STORED ROWS:
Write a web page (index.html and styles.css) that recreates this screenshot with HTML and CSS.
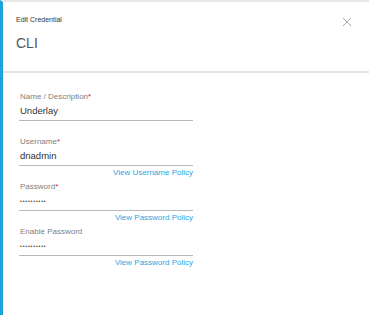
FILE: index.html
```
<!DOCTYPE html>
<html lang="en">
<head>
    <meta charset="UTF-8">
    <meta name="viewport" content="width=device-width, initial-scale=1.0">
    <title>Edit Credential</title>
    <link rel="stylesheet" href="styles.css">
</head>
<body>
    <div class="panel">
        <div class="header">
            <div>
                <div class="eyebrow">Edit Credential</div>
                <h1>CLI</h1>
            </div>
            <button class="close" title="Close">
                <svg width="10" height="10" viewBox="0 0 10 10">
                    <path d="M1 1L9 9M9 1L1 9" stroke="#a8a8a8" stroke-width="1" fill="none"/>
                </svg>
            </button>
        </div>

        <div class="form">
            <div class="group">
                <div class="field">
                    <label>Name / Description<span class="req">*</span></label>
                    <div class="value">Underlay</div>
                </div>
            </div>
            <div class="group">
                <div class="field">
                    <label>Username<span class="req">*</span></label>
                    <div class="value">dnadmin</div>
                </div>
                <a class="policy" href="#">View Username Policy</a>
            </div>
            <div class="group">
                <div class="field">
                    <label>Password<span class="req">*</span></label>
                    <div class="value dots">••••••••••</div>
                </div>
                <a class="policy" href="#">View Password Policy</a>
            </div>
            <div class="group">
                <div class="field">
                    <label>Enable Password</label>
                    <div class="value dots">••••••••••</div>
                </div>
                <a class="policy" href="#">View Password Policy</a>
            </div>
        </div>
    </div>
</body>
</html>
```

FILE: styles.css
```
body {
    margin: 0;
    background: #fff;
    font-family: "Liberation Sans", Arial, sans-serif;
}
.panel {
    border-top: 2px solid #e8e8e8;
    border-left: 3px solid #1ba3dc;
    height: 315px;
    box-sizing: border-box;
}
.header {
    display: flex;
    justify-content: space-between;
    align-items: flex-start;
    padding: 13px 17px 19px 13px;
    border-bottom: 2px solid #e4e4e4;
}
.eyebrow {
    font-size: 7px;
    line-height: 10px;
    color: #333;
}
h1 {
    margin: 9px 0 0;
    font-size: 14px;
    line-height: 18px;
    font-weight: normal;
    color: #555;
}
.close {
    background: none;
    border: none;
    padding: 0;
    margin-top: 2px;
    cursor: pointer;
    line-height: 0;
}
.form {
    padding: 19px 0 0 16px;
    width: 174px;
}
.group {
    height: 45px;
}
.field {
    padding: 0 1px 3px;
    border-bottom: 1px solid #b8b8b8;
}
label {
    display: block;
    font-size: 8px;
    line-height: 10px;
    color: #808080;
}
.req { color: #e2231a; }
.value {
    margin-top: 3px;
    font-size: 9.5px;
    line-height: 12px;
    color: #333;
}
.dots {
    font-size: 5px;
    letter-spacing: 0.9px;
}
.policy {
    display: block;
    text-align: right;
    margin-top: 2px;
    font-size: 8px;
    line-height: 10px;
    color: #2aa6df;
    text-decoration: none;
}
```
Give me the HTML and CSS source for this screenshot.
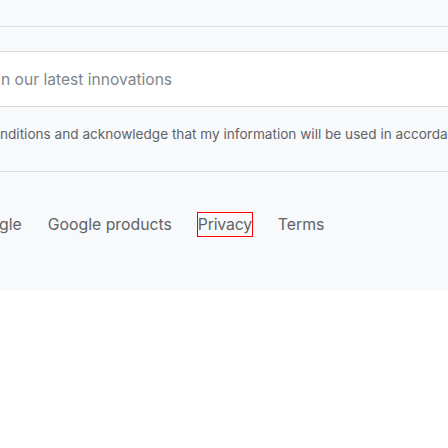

WHAT IS ASKED: Leaving out the pictures, repeat the data above exactly.

SOLVED PROBLEM:
Write a web page (index.html and styles.css) that recreates this screenshot with HTML and CSS.
FILE: index.html
```
<!DOCTYPE html>
<html lang="en">
<head>
    <meta charset="UTF-8">
    <meta name="viewport" content="width=device-width, initial-scale=1.0">
    <title>Edit Credential</title>
    <link rel="stylesheet" href="styles.css">
</head>
<body>
    <div class="panel">
        <div class="header">
            <div>
                <div class="eyebrow">Edit Credential</div>
                <h1>CLI</h1>
            </div>
            <button class="close" title="Close">
                <svg width="10" height="10" viewBox="0 0 10 10">
                    <path d="M1 1L9 9M9 1L1 9" stroke="#a8a8a8" stroke-width="1" fill="none"/>
                </svg>
            </button>
        </div>

        <div class="form">
            <div class="group">
                <div class="field">
                    <label>Name / Description<span class="req">*</span></label>
                    <div class="value">Underlay</div>
                </div>
            </div>
            <div class="group">
                <div class="field">
                    <label>Username<span class="req">*</span></label>
                    <div class="value">dnadmin</div>
                </div>
                <a class="policy" href="#">View Username Policy</a>
            </div>
            <div class="group">
                <div class="field">
                    <label>Password<span class="req">*</span></label>
                    <div class="value dots">••••••••••</div>
                </div>
                <a class="policy" href="#">View Password Policy</a>
            </div>
            <div class="group">
                <div class="field">
                    <label>Enable Password</label>
                    <div class="value dots">••••••••••</div>
                </div>
                <a class="policy" href="#">View Password Policy</a>
            </div>
        </div>
    </div>
</body>
</html>
```

FILE: styles.css
```
body {
    margin: 0;
    background: #fff;
    font-family: "Liberation Sans", Arial, sans-serif;
}
.panel {
    border-top: 2px solid #e8e8e8;
    border-left: 3px solid #1ba3dc;
    height: 315px;
    box-sizing: border-box;
}
.header {
    display: flex;
    justify-content: space-between;
    align-items: flex-start;
    padding: 13px 17px 19px 13px;
    border-bottom: 2px solid #e4e4e4;
}
.eyebrow {
    font-size: 7px;
    line-height: 10px;
    color: #333;
}
h1 {
    margin: 9px 0 0;
    font-size: 14px;
    line-height: 18px;
    font-weight: normal;
    color: #555;
}
.close {
    background: none;
    border: none;
    padding: 0;
    margin-top: 2px;
    cursor: pointer;
    line-height: 0;
}
.form {
    padding: 19px 0 0 16px;
    width: 174px;
}
.group {
    height: 45px;
}
.field {
    padding: 0 1px 3px;
    border-bottom: 1px solid #b8b8b8;
}
label {
    display: block;
    font-size: 8px;
    line-height: 10px;
    color: #808080;
}
.req { color: #e2231a; }
.value {
    margin-top: 3px;
    font-size: 9.5px;
    line-height: 12px;
    color: #333;
}
.dots {
    font-size: 5px;
    letter-spacing: 0.9px;
}
.policy {
    display: block;
    text-align: right;
    margin-top: 2px;
    font-size: 8px;
    line-height: 10px;
    color: #2aa6df;
    text-decoration: none;
}
```
Give me the HTML and CSS source for this screenshot.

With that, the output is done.